Data Laziness

Ridership on the New York City subways declined last year because, well, they’re not sure, really:

The [Metropolitan Transit] authority’s acting chairman, Fernando Ferrer, said on Thursday that several factors could be contributing to the decline: rising subway delays, the popularity of Uber and other apps, and weekend maintenance work that disrupts service.

“It may be all of the above,” Mr. Ferrer told reporters after an authority board meeting. “I’m very glad that our ridership is at historic highs.

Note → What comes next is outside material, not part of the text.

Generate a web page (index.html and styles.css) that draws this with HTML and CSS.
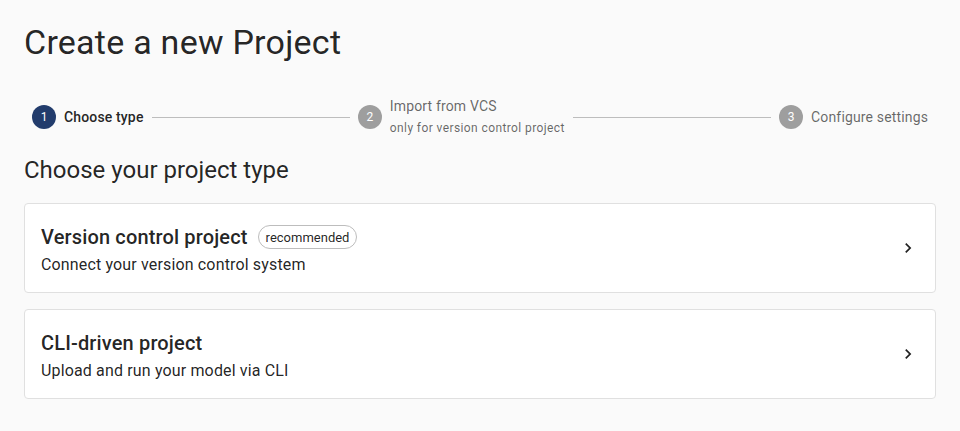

If it declines a little bit — and I’ve seen those numbers, and it’s a little bit — there is no reason for alarm.”

You want “reason for alarm?”  I’ll give you reason for alarm: the MTA’s chairman can’t be bothered to run a simple Excel spreadsheet.  Let’s call this “data laziness” and show you how easy it would be to get a more definitive answer.

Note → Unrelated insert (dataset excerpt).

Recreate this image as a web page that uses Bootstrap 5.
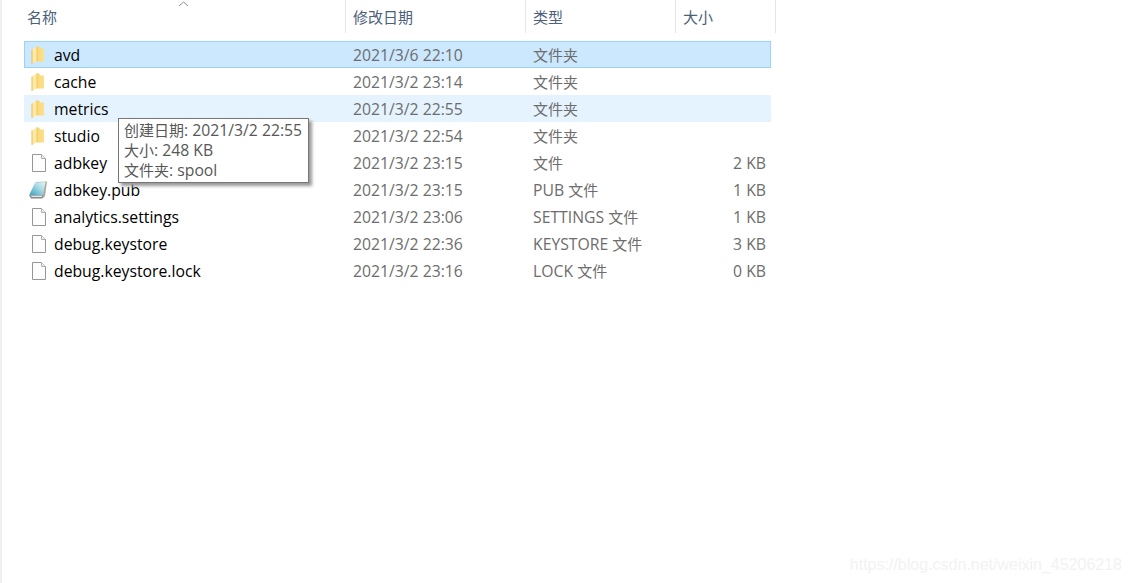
<!DOCTYPE html>
<html lang="zh">
<head>
<meta charset="utf-8">
<title>文件列表</title>
<link href="https://cdn.jsdelivr.net/npm/bootstrap@5.3.0/dist/css/bootstrap.min.css" rel="stylesheet">
<style>
html,body{height:100%;margin:0;background:#fff;overflow:hidden}
body{font-family:"Open Sans","Noto Sans CJK SC",sans-serif;font-size:15.75px;line-height:20px;color:#000}
.cjk{font-size:15px;line-height:1}
.explorer{position:relative;height:583px;width:1131px;border-left:2px solid #f0f0f0;padding-left:22px}
.head-row{height:34px;width:752px;position:relative}
.head-cell{height:33px;padding-top:7px;border-right:1px solid #e5e5e5;color:#4c607a;font-size:15px;padding-left:7px}
.sort-mark{position:absolute;left:154px;top:1px}
.c-name{width:321px;flex:none}
.c-date{width:180px;flex:none;color:#6d6d6d}
.c-type{width:150px;flex:none;color:#6d6d6d}
.c-type.cjk{line-height:20px}
.c-size{width:95px;flex:none;color:#6d6d6d;text-align:right;padding-right:4px}
.head-row .c-name,.head-row .c-date,.head-row .c-type,.head-row .c-size{color:#4c607a;text-align:left}
.head-row .c-name{width:322px;padding-left:3px}
.head-row .c-date{width:180px}
.head-row .c-type{width:150px}
.head-row .c-size{width:100px;padding-left:7px}
.file-list{width:747px;margin-top:7px}
.file-row{height:27px;align-items:center}
.file-row .c-date,.file-row .c-type{padding-left:8px}
.file-row.is-selected{background:#cce8ff;box-shadow:inset 0 0 0 1px #99d1ff}
.file-row.is-hover{background:#e5f3ff}
.name-in{display:flex;align-items:center;gap:7px;padding-left:5px}
.ico{width:18px;height:18px;flex:none;display:block}
.tip{position:absolute;left:116px;top:118px;width:191px;height:65px;background:#fff;border:1px solid #767676;box-shadow:3px 3px 3px #9a9a9a;padding:1px 5px;color:#575757;font-size:15.75px;line-height:20px;white-space:nowrap}
.mark-text{position:absolute;right:9px;top:555px;font-family:"Liberation Sans",sans-serif;font-size:16px;line-height:20px;color:#f2f2f2}
</style>
</head>
<body>
<svg width="0" height="0" class="position-absolute">
<defs>
<linearGradient id="fg" x1="0" x2="1" y1="0" y2="0"><stop offset="0" stop-color="#f9d873"/><stop offset="1" stop-color="#fcdf8a"/></linearGradient>
<linearGradient id="ng" x1="0" x2="1" y1="1" y2="0"><stop offset="0" stop-color="#3b9bbf"/><stop offset=".6" stop-color="#a9dbe6"/><stop offset="1" stop-color="#e4f4f7"/></linearGradient>
<symbol id="i-folder" viewBox="0 0 18 18"><path d="M7 .500h3l1.500 2H15V15.500H7z" fill="url(#fg)"/><path d="M3 3.500L8 .500V15l-5 3z" fill="#ffe9a5"/><path d="M3 3.500V18" stroke="#e8bd58" fill="none"/><path d="M8 .500V15" stroke="#eec565" fill="none"/></symbol>
<symbol id="i-file" viewBox="0 0 18 18"><path d="M3.500.500h9l4 4v13h-13z" fill="#fdfdfd" stroke="#969696"/><path d="M12.500.500v4h4" fill="#eeeeee" stroke="#b0b0b0"/></symbol>
<symbol id="i-pub" viewBox="0 0 18 18"><path d="M7 1L18 .500 16 15l-2 2.500z" fill="#a9a89a"/><path d="M6 1.500l10.500-.500-2.500 13.500H0z" fill="url(#ng)"/><path d="M0 14.500h14l-.5 3H2z" fill="#8a8a8a"/><path d="M2 15h11l-.2 1H3z" fill="#e6e6e6"/></symbol>
</defs>
</svg>
<div class="explorer">
  <div class="head-row d-flex">
    <svg class="sort-mark" width="12" height="6" viewBox="0 0 12 6"><path d="M1 5l4.500-4L10 5" fill="none" stroke="#8a8a8a"/></svg>
    <div class="head-cell c-name">名称</div>
    <div class="head-cell c-date">修改日期</div>
    <div class="head-cell c-type">类型</div>
    <div class="head-cell c-size">大小</div>
  </div>
  <div class="file-list">
    <div class="file-row d-flex is-selected"><div class="c-name name-in"><svg class="ico"><use href="#i-folder"/></svg>avd</div><div class="c-date">2021/3/6 22:10</div><div class="c-type cjk">文件夹</div><div class="c-size"></div></div>
    <div class="file-row d-flex"><div class="c-name name-in"><svg class="ico"><use href="#i-folder"/></svg>cache</div><div class="c-date">2021/3/2 23:14</div><div class="c-type cjk">文件夹</div><div class="c-size"></div></div>
    <div class="file-row d-flex is-hover"><div class="c-name name-in"><svg class="ico"><use href="#i-folder"/></svg>metrics</div><div class="c-date">2021/3/2 22:55</div><div class="c-type cjk">文件夹</div><div class="c-size"></div></div>
    <div class="file-row d-flex"><div class="c-name name-in"><svg class="ico"><use href="#i-folder"/></svg>studio</div><div class="c-date">2021/3/2 22:54</div><div class="c-type cjk">文件夹</div><div class="c-size"></div></div>
    <div class="file-row d-flex"><div class="c-name name-in"><svg class="ico"><use href="#i-file"/></svg>adbkey</div><div class="c-date">2021/3/2 23:15</div><div class="c-type cjk">文件</div><div class="c-size">2 KB</div></div>
    <div class="file-row d-flex"><div class="c-name name-in"><svg class="ico"><use href="#i-pub"/></svg>adbkey.pub</div><div class="c-date">2021/3/2 23:15</div><div class="c-type">PUB <span class="cjk">文件</span></div><div class="c-size">1 KB</div></div>
    <div class="file-row d-flex"><div class="c-name name-in"><svg class="ico"><use href="#i-file"/></svg>analytics.settings</div><div class="c-date">2021/3/2 23:06</div><div class="c-type">SETTINGS <span class="cjk">文件</span></div><div class="c-size">1 KB</div></div>
    <div class="file-row d-flex"><div class="c-name name-in"><svg class="ico"><use href="#i-file"/></svg>debug.keystore</div><div class="c-date">2021/3/2 22:36</div><div class="c-type">KEYSTORE <span class="cjk">文件</span></div><div class="c-size">3 KB</div></div>
    <div class="file-row d-flex"><div class="c-name name-in"><svg class="ico"><use href="#i-file"/></svg>debug.keystore.lock</div><div class="c-date">2021/3/2 23:16</div><div class="c-type">LOCK <span class="cjk">文件</span></div><div class="c-size">0 KB</div></div>
  </div>
  <div class="tip"><span class="cjk">创建日期</span>: 2021/3/2 22:55<br><span class="cjk">大小</span>: 248 KB<br><span class="cjk">文件夹</span>: spool</div>
  <div class="mark-text">https://blog.csdn.net/weixin_45206218</div>
</div>
<script src="https://cdn.jsdelivr.net/npm/bootstrap@5.3.0/dist/js/bootstrap.bundle.min.js"></script>
</body>
</html>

Actually, Excel is a much more useful tool here

The greatest challenge that prevents organizations’ use of data lies not in the math–most of the math requires maybe eighth grade competency.  Rather, it lies in knowing a data opportunity when you see one.

Case in point, the MTA’s ridership data.  Although this gets into the weeds of urban transportation, you could easily apply the thinking I will share for marketing.

While ridership actually increased during the week, it actually declined 3% during the weekends, when NYC’s subways have more construction, hence delays.  They also feature more late-night parties when people take Uber rides.  So, what caused decline?

I don’t have the data, but here’s what I’d do if I did:

  1. Create a simple Excel spreadsheet with weekend ridership for each of the system’s 469 stations for 2015 and 2016; use a column format for easier scrolling.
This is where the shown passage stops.